Lecture syllabi map onto a course's recordings. A student reading week six's topics can jump directly to the segments of the recorded lectures where each concept was taught. The professor uploads the syllabus once, the index is built once, and every cohort of students gets the same alignment automatically.

Training manuals map onto a recorded training corpus. Each procedure in the manual becomes a query for the segment where that procedure was demonstrated. New hires read a step, watch the relevant 90 seconds, and move on.

Meeting agendas map onto recorded meetings. The agenda for last Tuesday's planning session becomes a structured index of when each item was discussed. Someone who missed the meeting gets a navigation tree, not a two-hour recording.

The architecture does not change between these.

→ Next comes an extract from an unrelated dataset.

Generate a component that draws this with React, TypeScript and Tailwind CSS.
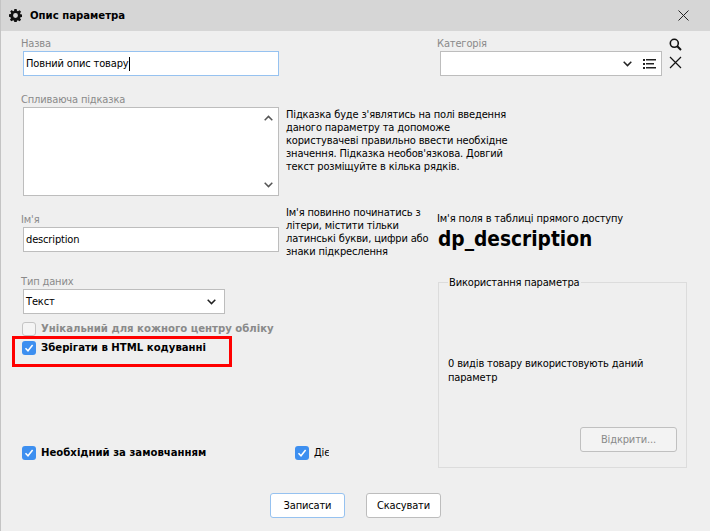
import React from "react";

function Check({ on = true }: { on?: boolean }) {
  if (!on)
    return <span className="block w-[14px] h-[14px] shrink-0 rounded-[3px] border border-[#c4c4c4] bg-[#f4f4f4]" />;
  return (
    <span className="flex items-center justify-center w-[14px] h-[14px] shrink-0 rounded-[3px] bg-[#3d8ff0]">
      <svg width="10" height="10" viewBox="0 0 10 10" fill="none">
        <path d="M1.5 5.2 L4 7.8 L8.6 2" stroke="#fff" strokeWidth="1.5" />
      </svg>
    </span>
  );
}

function Chevron({ className = "" }: { className?: string }) {
  return (
    <svg width="9" height="6" viewBox="0 0 9 6" fill="none" className={className}>
      <path d="M0.7 0.8 L4.5 4.600 L8.300 0.8" stroke="currentColor" strokeWidth="1.5" />
    </svg>
  );
}

function Label({ children, className = "" }: { children: React.ReactNode; className?: string }) {
  return <div className={`h-[16px] pt-[1px] leading-[15px] text-[#8a8a8a] ${className}`}>{children}</div>;
}

export default function App() {
  return (
    <div className="w-[710px] h-[531px] bg-[#efefef] text-[11px] tracking-[-0.15px] font-['DejaVu_Sans_Condensed','DejaVu_Sans',sans-serif] text-black relative overflow-hidden flex flex-col border-l border-[#c4c4c4]">
      <div className="h-[31px] shrink-0 bg-[#d6d6d6] flex items-center pl-[8px] pr-[21px]">
        <svg width="13" height="13" viewBox="0 0 16 16" fill="#111">
          <path
            fillRule="evenodd"
            d="M6.6 0h2.8l.4 2.2 1.2.5L12.9 1.4l2 2-1.3 1.9.5 1.2 2.2.4v2.8l-2.2.4-.5 1.2 1.3 1.9-2 2-1.9-1.3-1.2.5-.4 2.2H6.6l-.4-2.2-1.2-.5-1.9 1.3-2-2 1.3-1.9-.5-1.2L0 9.4V6.6l2.2-.4.5-1.2L1.400 3.100l2-2L5 2.700l1.200-.5zM8 5a3 3 0 1 0 0 6 3 3 0 0 0 0-6z"
          />
        </svg>
        <span className="ml-[8px] pt-[2px] font-bold text-[11.250px] tracking-normal">Опис параметра</span>
        <svg width="11" height="11" viewBox="0 0 11 11" className="ml-auto" fill="none">
          <path d="M0.5 0.5 L10.500 10.500 M10.500 0.5 L0.5 10.500" stroke="#222" strokeWidth="1" />
        </svg>
      </div>

      <div className="flex-1 flex flex-col pl-[20px]">
        {/* Назва / Категорія */}
        <div className="flex h-[45px] mt-[4px]">
          <div className="w-[416px]">
            <Label>Назва</Label>
            <div className="ml-[2px] w-[256px] h-[25px] bg-white border border-[#96c2f0] flex items-center pl-[2px] pt-[1px]">
              Повний опис товару<span className="w-px h-[14px] bg-black" />
            </div>
          </div>
          <div className="w-[225px]">
            <Label>Категорія</Label>
            <div className="ml-[3px] w-[222px] h-[25px] bg-white border border-[#bdbdbd] flex items-center justify-end pr-[5px] gap-[11px]">
              <Chevron className="text-[#222]" />
              <svg width="13" height="10" viewBox="0 0 13 10" fill="#222">
                <rect x="0" y="0" width="2" height="2" />
                <rect x="3" y="0" width="10" height="1.500" />
                <rect x="0" y="4" width="2" height="2" />
                <rect x="3" y="4" width="8" height="1.500" />
                <rect x="0" y="8" width="2" height="2" />
                <rect x="3" y="8" width="10" height="1.500" />
              </svg>
            </div>
          </div>
          <div className="ml-[7px] flex flex-col">
            <svg width="13" height="13" viewBox="0 0 13 13" fill="none" className="mt-[3px]">
              <circle cx="5.300" cy="5.300" r="4" stroke="#111" strokeWidth="1.600" />
              <path d="M8.300 8.300 L12 12" stroke="#111" strokeWidth="2" />
            </svg>
            <svg width="13" height="13" viewBox="0 0 13 13" fill="none" className="mt-[5px]">
              <path d="M1 1 L12 12 M12 1 L1 12" stroke="#111" strokeWidth="1.200" />
            </svg>
          </div>
        </div>

        {/* Спливаюча підказка */}
        <div className="flex mt-[11px] h-[105px]">
          <div className="w-[265px]">
            <Label>Спливаюча підказка</Label>
            <div className="ml-[2px] w-[256px] h-[89px] bg-white border border-[#bdbdbd] flex flex-col items-end justify-between pr-[5px] py-[7px] text-[#555]">
              <Chevron className="rotate-180" />
              <Chevron />
            </div>
          </div>
          <p className="w-[224px] mt-[17px] leading-[13px]">
            Підказка буде з'являтись на полі введення даного параметру та допоможе користувачеві правильно ввести необхідне
            значення. Підказка необов'язкова. Довгий текст розміщуйте в кілька рядків.
          </p>
        </div>

        {/* Ім'я */}
        <div className="flex mt-[9px] h-[61px]">
          <div className="w-[265px] mt-[6px]">
            <Label>Ім'я</Label>
            <div className="ml-[2px] w-[256px] h-[25px] bg-white border border-[#bdbdbd] flex items-center pl-[2px] pt-[2px]">description</div>
          </div>
          <p className="w-[145px] mt-[1px] leading-[13px]">
            Ім'я повинно починатись з літери, містити тільки латинські букви, цифри або знаки підкреслення
          </p>
          <div className="ml-[7px] mt-[7px]">
            <div className="-ml-[1px] leading-[13px]">Ім'я поля в таблиці прямого доступу</div>
            <div className="font-bold text-[20.700px] tracking-normal leading-[29px]">dp_description</div>
          </div>
        </div>

        {/* Нижня частина */}
        <div className="flex mt-[5px]">
          <div className="w-[417px] flex flex-col">
            <Label className="mt-[2px]">Тип даних</Label>
            <div className="ml-[2px] w-[202px] h-[25px] bg-white border border-[#bdbdbd] flex items-center justify-between pl-[2px] pr-[8px] pt-[1px]">
              Текст
              <Chevron className="text-[#222]" />
            </div>
            <div className="flex items-center gap-[5px] ml-[1px] mt-[8px] h-[14px] font-bold text-[11.250px] tracking-normal text-[#8a8a8a]">
              <Check on={false} />
              Унікальний для кожного центру обліку
            </div>
            <div className="flex items-center gap-[5px] ml-[1px] mt-[5px] h-[14px] font-bold text-[11.250px] tracking-normal">
              <Check />
              Зберігати в HTML кодуванні
            </div>
            <div className="flex items-center ml-[1px] mt-[91px] h-[14px] font-bold text-[11.250px] tracking-normal">
              <div className="w-[273px] flex items-center gap-[5px]">
                <Check />
                Необхідний за замовчанням
              </div>
              <div className="flex items-center gap-[5px] font-normal text-[11px] tracking-[-0.15px]">
                <Check />
                <span className="w-[15px] overflow-hidden">Діє</span>
              </div>
            </div>
          </div>
          <div className="relative mt-[11px] w-[249px] h-[186px] border border-[#dcdcdc] flex flex-col px-[9px]">
            <span className="absolute -top-[8px] left-[9px] bg-[#efefef] px-px leading-[15px]">Використання параметра</span>
            <p className="mt-[74px] leading-[14px]">0 видів товару використовують даний параметр</p>
            <div className="mt-[42px] self-end w-[97px] h-[25px] pt-[1px] rounded-[3px] border border-[#c0c0c0] bg-[#f3f3f3] text-[#8a8a8a] flex items-center justify-center">
              Відкрити...
            </div>
          </div>
        </div>

        {/* Кнопки */}
        <div className="flex mt-[25px] ml-[249px] gap-[21px]">
          <div className="w-[75px] h-[25px] pt-[2px] rounded-[3px] bg-white border border-[#96c2f0] flex items-center justify-center">Записати</div>
          <div className="w-[75px] h-[25px] pt-[2px] rounded-[3px] bg-white border border-[#bdbdbd] flex items-center justify-center">Скасувати</div>
        </div>
      </div>

      {/* Червона рамка поверх вмісту */}
      <div className="absolute left-[11px] top-[336px] w-[220px] h-[31px] border-[3px] border-[#ff0000]" />
    </div>
  );
}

The extraction prompt is mildly different per document type — a syllabus is parsed differently than a study guide — but the retrieval pipeline, the chunk index, the moment schema, and the timestamp anchoring are identical. Each new use case is a different document type composed against the same primitives.

The edge cases

A real implementation lives in its edge cases.

Documents with no clear structure. A free-form prose document — an essay, a long-form question, an unstructured reflection — has no headings or numbered list to anchor topics against. The extraction model is allowed to invent structure: it returns a flat list of topics with synthetic section labels and an explicit structureInferred: true flag. The UI displays this state differently, signaling that the topic boundaries are the system's interpretation rather than the author's.

Topics not covered in the video corpus. A study guide asks a question the sermon never addressed. The retrieval returns nothing above the relevance threshold. The system persists the topic with an empty moments list, the UI shows the gap, and an analytics signal goes to the platform owner: "twelve percent of uploaded study guides reference topics not in your corpus." That is a content planning signal, not a bug.

Multiple matches per topic. A topic about "prayer" surfaces twenty-two candidate moments across the corpus. Ranking matters here. The pipeline keeps the top three to five by relevance score, but exposes a "show more" path that re-queries with a higher candidate ceiling. The user does not have to scroll through twenty moments; the system makes the cut, and lets the user widen it on demand.

Documents that span multiple corpora. A semester syllabus references both the recorded lectures and a separate library of guest talks. The retrieval pipeline runs each topic against both indexes and merges results, with the source clearly labeled on each moment. The user does not care which corpus a result came from. They care that the syllabus is now navigable.

Re-extraction after document edits. A user updates their study guide. The system re-runs extraction, diffs the new topic list against the old one, and only re-queries the changed topics. Stable identifiers on topics make this safe. Moments attached to unchanged topics survive the edit.

What this unlocks

A user who uploads a document to a video platform is doing the system a favor. They are handing over a curated, structured map of what they care about. The platform that treats that document as a query plan — extract topics, retrieve moments, persist the alignment — turns its video corpus into something the user can navigate by their own thinking, not by the platform's search box.

The architecture is not new. It is the same retrieve-first, reason-second pattern, composed against the same transcript chunk index, with the same timestamp anchoring on the way out. What changes is the entry point. Instead of a query, the system accepts a document. Instead of a list of moments, it returns a tree.

The product feels different from search because it is different from search. Search makes the user do the indexing in their head. Document-driven retrieval lets the user hand the indexing problem to the system. The user reads their own study guide, and every section is already wired to the moments. That is the difference between a search box and intelligence.